Weather for the Route du Rhum
Unlike the Ultimate multihull class, routing is not allowed for the IMOCA monohulls competing in the Route du Rhum–La Banque Postale. So how is Safran skipper Marc Guillemot preparing to deal with the weather in this race? By working with Sylvain Mondon, a forecaster with Météo France, who has had an amazing series of successes: he was router for Lionel Lemonchois, when he shattered the race record in 2006, and later for Franck Cammas' Groupama 3, when earlier this year she set a Jules Verne Trophy record around the world.
What is the most likely weather scenario in this Route du Rhum – La Banque Postale?
SM – The two basic patterns are firstly a series of low-pressure areas moving across the North Atlantic, which force skippers to pass through several fronts in a row, or alternatively there will be a high-pressure area stuck over the British Isles. The first scenario requires a lot of strategy, while the second means we can look forward to a race where speed is most important to reach the Trade Winds. After that, the crossing itself will involve downwind sailing at moderate or high speed. In the final stretch, there is often a lot of uncertainty: will the trade winds be present or not? Will there be thunderstorms? … The goal is to avoid calms and areas where there is too much wind or the seas are too heavy. Sometimes, this means choosing the least bad option.
What are the dangers and the greatest difficulties?
When the major weather patterns are well established, we can deal with them. It becomes more complicated for example with fronts, which can disappear or divide to form a second front. In those cases, we look at the data, which helps us to understand what is going on according to the visible elements and the tools that Marc has at his disposal, but that can only be done at the last moment just before the start… Apart from that we need to analyse thousands of different scenarios, which never does the skipper any harm.

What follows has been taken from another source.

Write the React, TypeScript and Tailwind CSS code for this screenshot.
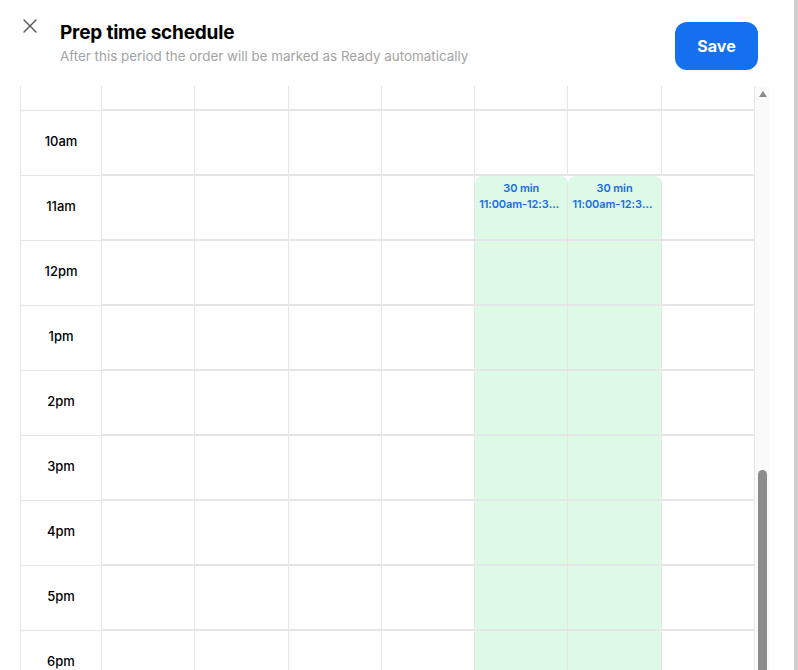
import clsx from "clsx";

const hours = ["10am", "11am", "12pm", "1pm", "2pm", "3pm", "4pm", "5pm", "6pm"];
const days = [0, 1, 2, 3, 4, 5, 6];

// columns 4 and 5 hold the 30 min block starting at 11am
const blockCols = [4, 5];
const blockStart = 1;

function CloseIcon() {
  return (
    <svg width="16" height="16" viewBox="0 0 16 16" className="text-[#555]">
      <path d="M2 2L14 14M14 2L2 14" stroke="currentColor" strokeWidth="1.4" strokeLinecap="round" />
    </svg>
  );
}

function Cell({ row, col }: { row: number; col: number }) {
  const inBlock = blockCols.includes(col) && row >= blockStart;
  const isHead = inBlock && row === blockStart;
  return (
    <div
      className={clsx(
        "h-[65px] min-w-0 border-r border-b-2 border-[#e6e6e8]",
        inBlock && "bg-[#dcfae6]",
        isHead && "rounded-t-lg",
      )}
    >
      {isHead && (
        <div className="flex flex-col items-center px-1 pt-[4px] text-[11px] font-semibold leading-4 tracking-[-0.1px] text-[#1a6be8]">
          <span>30 min</span>
          <span className="w-full truncate text-center">11:00am-12:30pm</span>
        </div>
      )}
    </div>
  );
}

export default function App() {
  return (
    <div className="flex h-[670px] w-[798px] overflow-hidden bg-white font-['Inter',sans-serif] text-black">
      <div className="flex min-w-0 flex-1 flex-col">
        <header className="flex h-[86px] shrink-0 items-start pl-[22px] pr-[36px]">
          <button type="button" className="mt-[18px] grid size-4 place-items-center">
            <CloseIcon />
          </button>
          <div className="ml-[22px] mt-[21px] flex-1">
            <h1 className="text-[19px] font-bold leading-6 tracking-[-0.2px]">Prep time schedule</h1>
            <p className="mt-[1px] text-[13.4px] leading-5 text-[#a3a3a3]">
              After this period the order will be marked as Ready automatically
            </p>
          </div>
          <button
            type="button"
            className="mt-[22px] h-[48px] w-[83px] rounded-xl bg-[#1570ef] text-[16px] font-bold text-white"
          >
            Save
          </button>
        </header>

        <div className="flex min-h-0 flex-1 pl-5">
          <div className="min-h-0 flex-1 overflow-hidden">
            <div className="grid grid-cols-[81px_repeat(7,minmax(0,1fr))] border-l border-[#e6e6e8]">
              <div className="h-[25px] border-r border-b border-[#e6e6e8]" />
              {days.map((d) => (
                <div key={d} className="h-[25px] border-r border-b-2 border-[#e6e6e8]" />
              ))}
              {hours.map((h, row) => (
                <div key={h} className="contents">
                  <div className="flex h-[65px] items-center justify-center border-r border-b border-[#e6e6e8] pb-[2px] text-[13px] font-medium">
                    {h}
                  </div>
                  {days.map((d) => (
                    <Cell key={d} row={row} col={d} />
                  ))}
                </div>
              ))}
            </div>
          </div>

          <div className="flex w-[15px] shrink-0 flex-col items-center bg-[#fafafa]">
            <svg width="8" height="6" viewBox="0 0 8 6" className="mt-[5px] text-[#8a8a8a]">
              <path d="M4 0L8 6H0Z" fill="currentColor" />
            </svg>
            <div className="flex-1" />
            <div className="h-[200px] w-[9px] rounded-t-full bg-[#8c8c8c]" />
          </div>
          <div className="w-[24px] shrink-0" />
        </div>
      </div>
      <div className="w-[4px] shrink-0 bg-[#cfcfcf]" />
    </div>
  );
}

How do you prepare beforehand with Marc?
From the start of the season, we get to grips with the weather tools on board (Navimail and Synboat - two Météo France software programs). But most of the work was done four years ago [in the Route du Rhum 2006], and today, we’re really updating that knowledge. On top of that, we’re studying the commonest situations, like the ones people experienced in the last race. For example, on the day of the press conference for the Route du Rhum - La Banque Postale, we studied the 2006 race for the IMOCA boats. We have a debriefing after each major race: that is part of the long term training. When preparing for a race, we always rely on previous races. It’s work that lasts throughout the season.
What about during the week leading up to the start of the race?
From Thursday (28 October - the race starts on Sunday 31 October), we start to look at the conditions for the first few days of racing and as time goes by, we look further and further ahead. Day after day we look at the weather elements, where the forecasts are the most stable. According to each element, we deduce the way to tackle the weather and find the right route and identify the moments, when there will be choices to make. If the forecasts are not stable, we try to identify the tricky areas where there is most at stake.
Do you show Marc certain points that he needs to pass?
No, not at all! I don’t give him a detailed route with waypoints. That’s not my role. Instead, we talk through the way the systems are evolving. It’s a real discussion, over and over again to ensure that Marc remembers the moments and the important systems. For example, he must avoid going for a rest at a moment that is strategically important four or five days ahead in the race. From the outset of our work together, Marc and I have always worked that way. We talk things through and discuss everything in front of the screens looking at the various models.